• [EXERCISE PROMPT]
Copy out every line exactly, passing over the pictures.

• [RECORDS SHOWN]

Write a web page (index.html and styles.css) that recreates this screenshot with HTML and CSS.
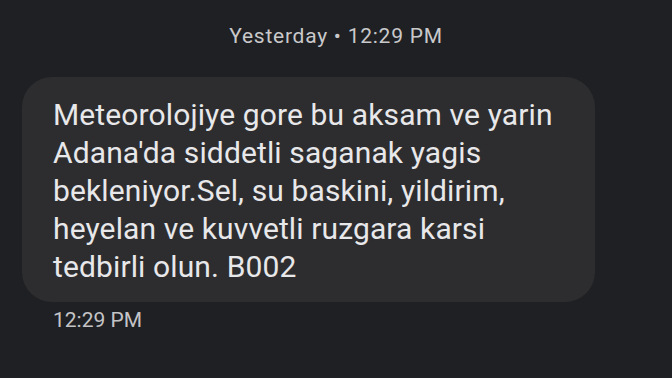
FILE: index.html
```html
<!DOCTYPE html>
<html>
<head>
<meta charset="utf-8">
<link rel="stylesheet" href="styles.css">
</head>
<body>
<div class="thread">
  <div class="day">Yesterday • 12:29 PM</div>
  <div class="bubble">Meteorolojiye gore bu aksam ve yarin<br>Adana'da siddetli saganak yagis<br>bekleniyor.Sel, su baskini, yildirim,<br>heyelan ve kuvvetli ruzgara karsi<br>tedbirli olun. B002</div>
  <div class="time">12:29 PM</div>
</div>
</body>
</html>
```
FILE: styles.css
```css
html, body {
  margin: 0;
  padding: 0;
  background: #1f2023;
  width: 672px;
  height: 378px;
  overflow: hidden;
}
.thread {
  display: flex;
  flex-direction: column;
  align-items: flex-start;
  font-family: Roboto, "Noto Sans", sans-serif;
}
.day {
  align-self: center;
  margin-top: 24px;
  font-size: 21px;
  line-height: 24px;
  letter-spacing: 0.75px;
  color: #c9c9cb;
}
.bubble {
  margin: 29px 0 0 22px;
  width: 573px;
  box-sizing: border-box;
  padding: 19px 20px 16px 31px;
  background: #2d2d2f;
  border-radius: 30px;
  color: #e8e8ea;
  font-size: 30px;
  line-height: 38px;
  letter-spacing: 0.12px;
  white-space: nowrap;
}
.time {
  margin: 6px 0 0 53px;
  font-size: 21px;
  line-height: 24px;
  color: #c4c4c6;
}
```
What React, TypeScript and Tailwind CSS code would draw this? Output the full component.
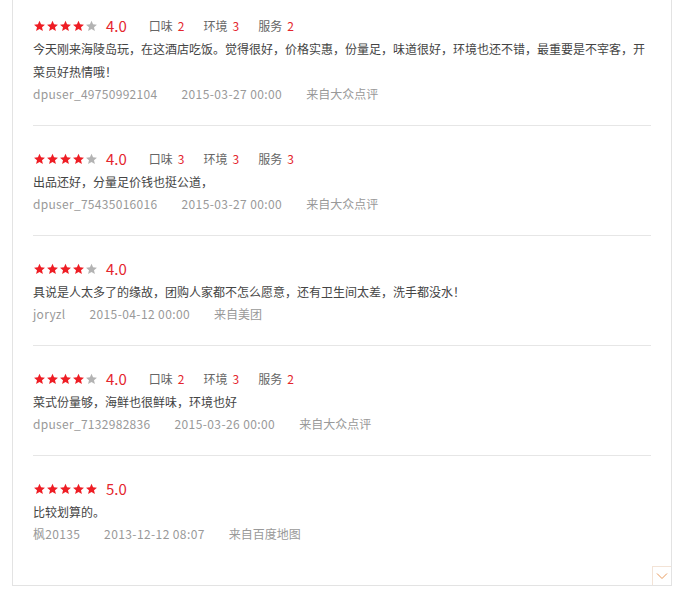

• [OUTPUT BELOW]
Write a web page (index.html and styles.css) that recreates this screenshot with HTML and CSS.
FILE: index.html
```html
<!DOCTYPE html>
<html>
<head>
<meta charset="utf-8">
<link rel="stylesheet" href="styles.css">
</head>
<body>
<div class="thread">
  <div class="day">Yesterday • 12:29 PM</div>
  <div class="bubble">Meteorolojiye gore bu aksam ve yarin<br>Adana'da siddetli saganak yagis<br>bekleniyor.Sel, su baskini, yildirim,<br>heyelan ve kuvvetli ruzgara karsi<br>tedbirli olun. B002</div>
  <div class="time">12:29 PM</div>
</div>
</body>
</html>
```
FILE: styles.css
```css
html, body {
  margin: 0;
  padding: 0;
  background: #1f2023;
  width: 672px;
  height: 378px;
  overflow: hidden;
}
.thread {
  display: flex;
  flex-direction: column;
  align-items: flex-start;
  font-family: Roboto, "Noto Sans", sans-serif;
}
.day {
  align-self: center;
  margin-top: 24px;
  font-size: 21px;
  line-height: 24px;
  letter-spacing: 0.75px;
  color: #c9c9cb;
}
.bubble {
  margin: 29px 0 0 22px;
  width: 573px;
  box-sizing: border-box;
  padding: 19px 20px 16px 31px;
  background: #2d2d2f;
  border-radius: 30px;
  color: #e8e8ea;
  font-size: 30px;
  line-height: 38px;
  letter-spacing: 0.12px;
  white-space: nowrap;
}
.time {
  margin: 6px 0 0 53px;
  font-size: 21px;
  line-height: 24px;
  color: #c4c4c6;
}
```
What React, TypeScript and Tailwind CSS code would draw this? Output the full component.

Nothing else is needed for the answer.